When new variables are merged where all of the variables are not present, the missing cases should be replaced with blank values, such as in merging new cases. If there are new files with new variables and new cases, the merge depends on which software is being used for the merge. Sometimes it cannot handle merging cases and variables simultaneously. In such scenarios, first augment or merge in only the new variables. Then, the new cases can be appended to all variables.
Merging data using lookup values
Merging works best when there are complete, whole data sets to be combined. However, when data must be augmented with information from other datasets or sources, there are certain factors to be considered. Organizations must survey data in one file with corresponding values of the other. The lookup code is used as an identifier, adding values as new variables in the data file. The data is paired up for each case by using the lookup code. Then the data from the original file is augmented with the merging data for the matching lookup code.
This look-up code should be unique in the file with the additional data, but the same value can be present many times in the file that needs to be augmented.
Practices that ensure smooth data merging
Merging and appending can be quite a complex process. However, by following certain practices, the process can be less prone to error.
- Prior to initializing data integration/merge, the organization must invest time to evaluate the data sources and decide where to host the merged data.

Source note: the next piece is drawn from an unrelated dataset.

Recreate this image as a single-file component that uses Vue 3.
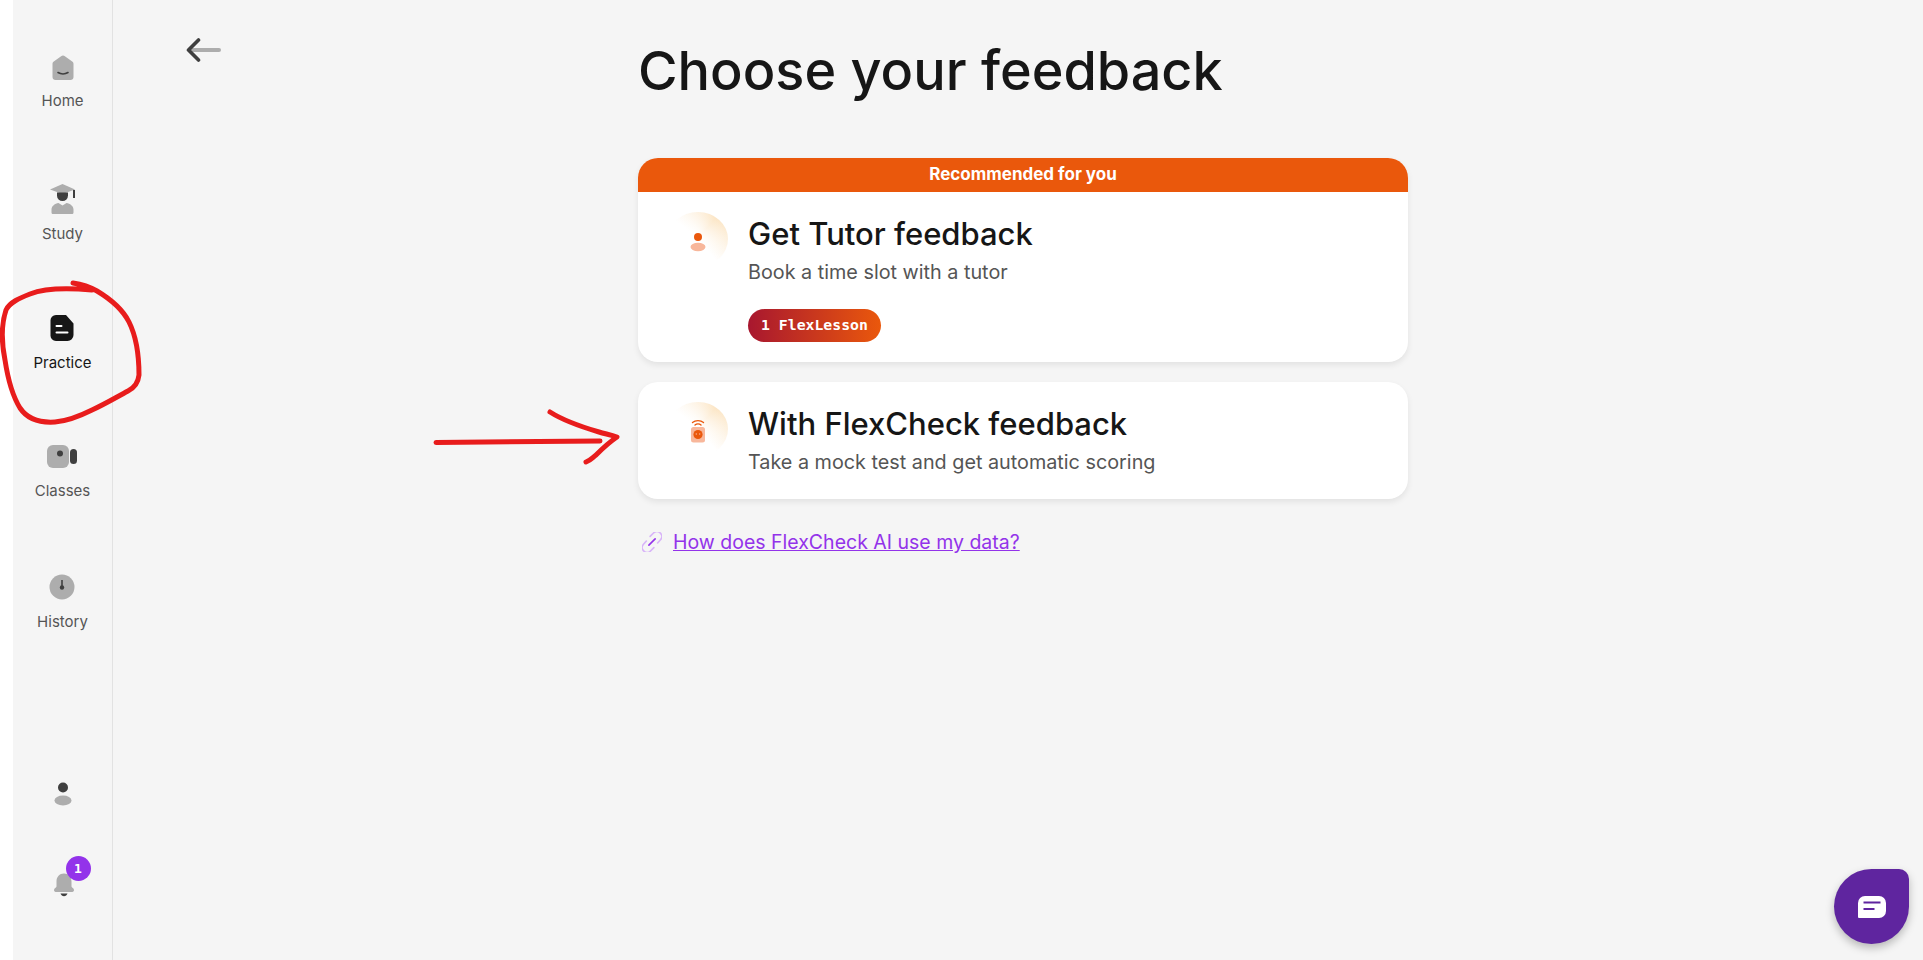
<script setup>
const navItems = [
  { key: 'home', label: 'Home' },
  { key: 'study', label: 'Study' },
  { key: 'practice', label: 'Practice', active: true },
  { key: 'classes', label: 'Classes' },
  { key: 'history', label: 'History' },
]
</script>

<template>
  <div class="page">
    <aside class="sidebar">
      <nav class="nav">
        <a v-for="item in navItems" :key="item.key" class="nav-item" :class="[item.key, { active: item.active }]">
          <svg v-if="item.key === 'home'" width="28" height="28" viewBox="0 0 28 28">
            <path d="M14 1.500c.7 0 1.300.2 1.900.7l7.300 5.300c.9.6 1.300 1.500 1.300 2.500v13c0 1.800-1.300 3-3 3H6.500c-1.700 0-3-1.200-3-3V10c0-1 .4-1.900 1.300-2.500l7.300-5.300c.6-.5 1.200-.7 1.900-.7z" fill="#adadad" />
            <path d="M9 18.500c2.800 1.800 7.200 1.800 10 0" fill="none" stroke="#3f3f3f" stroke-width="1.600" stroke-linecap="round" />
          </svg>
          <svg v-else-if="item.key === 'study'" width="28" height="32" viewBox="0 0 28 32">
            <path d="M1 6.500 13.500 1 26 6.500 13.500 11z" fill="#adadad" />
            <path d="M8 9.500h11v3a5.500 5.500 0 0 1-11 0z" fill="#3f3f3f" />
            <path d="M25 7v8" stroke="#3f3f3f" stroke-width="2" />
            <path d="M2.500 29.500v-3c0-3.500 3.500-6 7-6.500l4 2.500 4-2.500c3.500.5 7 3 7 6.500v3c0 1-.8 1.500-1.500 1.500H4c-.7 0-1.500-.5-1.500-1.500z" fill="#adadad" />
          </svg>
          <svg v-else-if="item.key === 'practice'" width="24" height="28" viewBox="0 0 24 28">
            <path d="M6 1h10l7.500 8.500V21a6 6 0 0 1-6 6H6a5.500 5.500 0 0 1-5.500-6V7A5.500 5.500 0 0 1 6 1z" fill="#161616" />
            <path d="M6.500 12h5M6.500 18.500h11" stroke="#fff" stroke-width="2" stroke-linecap="round" />
          </svg>
          <svg v-else-if="item.key === 'classes'" width="32" height="26" viewBox="0 0 32 26">
            <rect x="1" y="1" width="22" height="23" rx="6" fill="#adadad" />
            <circle cx="14" cy="9.500" r="3" fill="#3f3f3f" />
            <rect x="24" y="5" width="7" height="15" rx="3.500" fill="#3f3f3f" />
          </svg>
          <svg v-else width="26" height="26" viewBox="0 0 26 26">
            <circle cx="13" cy="13" r="12.500" fill="#adadad" />
            <path d="M13 6v7" stroke="#3f3f3f" stroke-width="1.600" />
            <circle cx="13" cy="13.500" r="2.200" fill="#3f3f3f" />
          </svg>
          <span class="nav-label">{{ item.label }}</span>
        </a>
      </nav>

      <div class="sidebar-bottom">
        <svg class="person" width="18" height="24" viewBox="0 0 18 24">
          <circle cx="9" cy="5.500" r="5" fill="#3f3f3f" />
          <ellipse cx="9" cy="18.500" rx="8.500" ry="5" fill="#adadad" />
        </svg>
        <div class="bell">
          <svg width="22" height="24" viewBox="0 0 22 24">
            <path d="M11 .5c4.500 0 7.500 3.500 7.500 8v5c0 1 2.500 1.500 2.500 3.500 0 1.500-1 2-2.500 2h-15C2 19 1 18.500 1 17c0-2 2.500-2.500 2.500-3.500v-5c0-4.500 3-8 7.500-8z" fill="#adadad" />
            <path d="M7.500 20.500h7c-.5 1.500-2 2.800-3.500 2.800s-3-1.300-3.500-2.800z" fill="#3f3f3f" />
          </svg>
          <span class="badge">1</span>
        </div>
      </div>
    </aside>

    <main class="main">
      <button class="back" aria-label="Back">
        <svg width="35" height="24" viewBox="0 0 35 24">
          <path d="M6 12h27" stroke="#adadad" stroke-width="4" stroke-linecap="round" />
          <path d="M12.500 2 2.500 12l10 10" fill="none" stroke="#3f3f3f" stroke-width="3.600" stroke-linecap="round" stroke-linejoin="round" />
        </svg>
      </button>

      <section class="content">
        <h1 class="title">Choose your feedback</h1>

        <div class="card recommended">
          <div class="card-banner">Recommended for you</div>
          <div class="card-body">
            <div class="avatar">
              <svg width="24" height="30" viewBox="0 0 24 30">
                <circle cx="12" cy="13" r="4" fill="#ea580c" />
                <ellipse cx="12" cy="23" rx="7.500" ry="4.200" fill="#f8b79b" />
              </svg>
            </div>
            <div class="card-text">
              <h2 class="card-title">Get Tutor feedback</h2>
              <p class="card-sub">Book a time slot with a tutor</p>
              <span class="pill">1 FlexLesson</span>
            </div>
          </div>
        </div>

        <div class="card">
          <div class="card-body">
            <div class="avatar">
              <svg width="26" height="34" viewBox="0 0 26 34">
                <rect x="6" y="15" width="14" height="15.500" rx="2.500" fill="#f8b79b" />
                <circle cx="13" cy="22.500" r="4.600" fill="#ea580c" />
                <circle cx="11.300" cy="22" r=".7" fill="#f8b79b" />
                <circle cx="14.700" cy="22" r=".7" fill="#f8b79b" />
                <path d="M7.500 10.500c3-2.500 8-2.500 11 0M10 13c1.600-1.300 4.400-1.300 6 0" fill="none" stroke="#ea580c" stroke-width="1.400" stroke-linecap="round" />
              </svg>
            </div>
            <div class="card-text">
              <h2 class="card-title">With FlexCheck feedback</h2>
              <p class="card-sub">Take a mock test and get automatic scoring</p>
            </div>
          </div>
        </div>

        <div class="data-link">
          <svg width="20" height="20" viewBox="2 2 16 16">
            <g fill="none" stroke="#d8b4f8" stroke-width="1.300" stroke-linecap="round">
              <path d="M8.500 5.500 11 3a3.800 3.800 0 0 1 5.800 5.200L14.500 10.800" />
              <path d="M11.500 14.500 9 17a3.800 3.800 0 0 1-5.800-5.200L5.500 9.200" />
              <path d="M7.500 12.500l5-5" stroke="#9333ea" />
            </g>
          </svg>
          <a class="link">How does FlexCheck AI use my data?</a>
        </div>
      </section>
    </main>

    <button class="chat" aria-label="Chat">
      <svg width="28" height="22" viewBox="0 0 28 22">
        <path d="M7 0h14a7 7 0 0 1 7 7v8a7 7 0 0 1-7 7H1a1 1 0 0 1-1-1V7a7 7 0 0 1 7-7z" fill="#fff" />
        <path d="M5.500 6.500h17M5.500 13h11" stroke="#5f259f" stroke-width="2" />
      </svg>
    </button>

    <!-- hand-drawn annotations on top of the screenshot -->
    <svg class="marks" width="1923" height="960" viewBox="0 0 1923 960">
      <g fill="none" stroke="#e81c1c" stroke-linecap="round" stroke-linejoin="round">
        <path stroke-width="5" d="M73 283C80 284 90 287 97 291C112 300 123 310 129 322C136 336 139 355 139 375C138 384 134 388 128 391C115 398 105 404 92 410C80 416 68 421 55 422C40 423 28 420 20 408C12 395 8 380 5 360C2 345 1 325 6 310C10 302 20 298 30 294C45 288 70 288 92 290" />
        <path stroke-width="5" d="M436 442.500c44 0 90-.5 164-1.500" />
        <path stroke-width="5" d="M550 412c14 9 32 15 49 20 7 2 12 3 18 5-9 6-15 12-21 18-4 3-5 5-10 7" />
      </g>
    </svg>
  </div>
</template>

<style>
html, body {
  margin: 0;
  background: #f5f5f5;
}
</style>

<style scoped>
.page {
  display: flex;
  height: 960px;
  overflow: hidden;
  position: relative;
  background: #f5f5f5;
  font-family: Inter, Lato, sans-serif;
}

.sidebar {
  flex: none;
  width: 99px;
  height: 100%;
  margin-left: 13px;
  border-right: 1px solid #e2e2e2;
  display: flex;
  flex-direction: column;
  justify-content: space-between;
  box-shadow: -13px 0 0 #fff;
}

.nav {
  display: flex;
  flex-direction: column;
  align-items: center;
  padding-top: 54px;
}

.nav-item {
  display: flex;
  flex-direction: column;
  align-items: center;
  height: 130px;
  color: #555;
  text-decoration: none;
}

.nav-item.home { height: 129px; }
.nav-item.study { height: 131px; }

.nav-item.active { color: #161616; }

.nav-label {
  margin-top: 9px;
  font-size: 15px;
  line-height: 20px;
}

.practice .nav-label,
.classes .nav-label { margin-top: 11px; }
.history .nav-label { margin-top: 12px; }

.sidebar-bottom {
  display: flex;
  flex-direction: column;
  align-items: center;
  padding-bottom: 63px;
}

.person { margin-bottom: 67px; }

.bell {
  position: relative;
  width: 22px;
  height: 24px;
  margin-left: 3px;
}

.bell svg { display: block; }

.badge {
  position: absolute;
  left: 12.500px;
  top: -17.500px;
  width: 25px;
  height: 25px;
  border-radius: 50%;
  background: #9333ea;
  color: #fff;
  font-family: "DejaVu Sans Mono", monospace;
  font-size: 13px;
  font-weight: 700;
  line-height: 25px;
  text-align: center;
}

.main {
  flex: 1;
  display: flex;
  align-items: flex-start;
  padding-left: 71px;
}

.back {
  flex: none;
  width: 38px;
  height: 26px;
  margin-top: 38px;
  padding: 0;
  border: none;
  background: none;
}

.content {
  width: 770px;
  margin-left: 416px;
  display: flex;
  flex-direction: column;
}

.title {
  margin: 33px 0 50px;
  font-size: 54px;
  font-weight: 500;
  line-height: 75px;
  color: #161616;
}

.card {
  border-radius: 20px;
  background: #fff;
  box-shadow: 0 3px 6px rgba(0, 0, 0, 0.08);
  overflow: hidden;
  margin-bottom: 20px;
}

.card-banner {
  height: 34px;
  background: #ea580c;
  color: #fff;
  font-size: 17px;
  font-weight: 700;
  line-height: 33px;
  text-align: center;
}

.card-body {
  display: flex;
  padding: 20px 34px 23px 30px;
  gap: 20px;
}

.recommended .card-body { padding-bottom: 20px; }

.avatar {
  flex: none;
  width: 60px;
  height: 54px;
  display: flex;
  align-items: center;
  justify-content: center;
  border-radius: 50%;
  background:
    radial-gradient(circle at 45% 50%, #fff 10%, rgba(255, 255, 255, 0) 85%),
    conic-gradient(from -50deg, #fff 0deg, #fbdfb6 90deg, #fff 190deg);
}

.card-text {
  display: flex;
  flex-direction: column;
  align-items: flex-start;
}

.card-title {
  margin: 0;
  font-size: 31px;
  font-weight: 500;
  line-height: 44px;
  color: #161616;
}

.card-sub {
  margin: 2px 0 0;
  font-size: 19.800px;
  line-height: 28px;
  color: #555;
}

.pill {
  margin-top: 23px;
  padding: 0 13px;
  height: 33px;
  border-radius: 17px;
  background: linear-gradient(90deg, #a8172f, #ea580c);
  color: #fff;
  font-family: "DejaVu Sans Mono", monospace;
  font-size: 14.800px;
  font-weight: 700;
  line-height: 32px;
}

.data-link {
  display: flex;
  align-items: center;
  gap: 11px;
  margin-top: 9px;
}

.data-link svg { margin-left: 4px; }

.link {
  font-size: 19.500px;
  line-height: 28px;
  color: #9333ea;
  text-decoration: underline;
}

.chat {
  position: absolute;
  left: 1834px;
  top: 869px;
  width: 75px;
  height: 75px;
  padding: 0;
  border: none;
  border-radius: 50% 10px 50% 50%;
  background: #5f259f;
  box-shadow: 0 4px 8px rgba(0, 0, 0, 0.25);
  display: flex;
  align-items: center;
  justify-content: center;
}

.marks {
  position: absolute;
  left: 0;
  top: 0;
  pointer-events: none;
}
</style>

This can make the process faster, more accurate, and more efficient.
- Make sure the variables are unique in both the files while appending and augmenting data.
- Automated software and integration tools are available that make the process of merging and integration much easier and more accurate.
Data merging is an essential, but complex process. However, when done correctly, with planning and care, and with the right solution, it results in datasets that can be cleansed of duplication, errors, or problems, providing a single source of truth and enabling a data-driven analytics business. This is typically the results that you can expect, by implementing a Master Data initiative.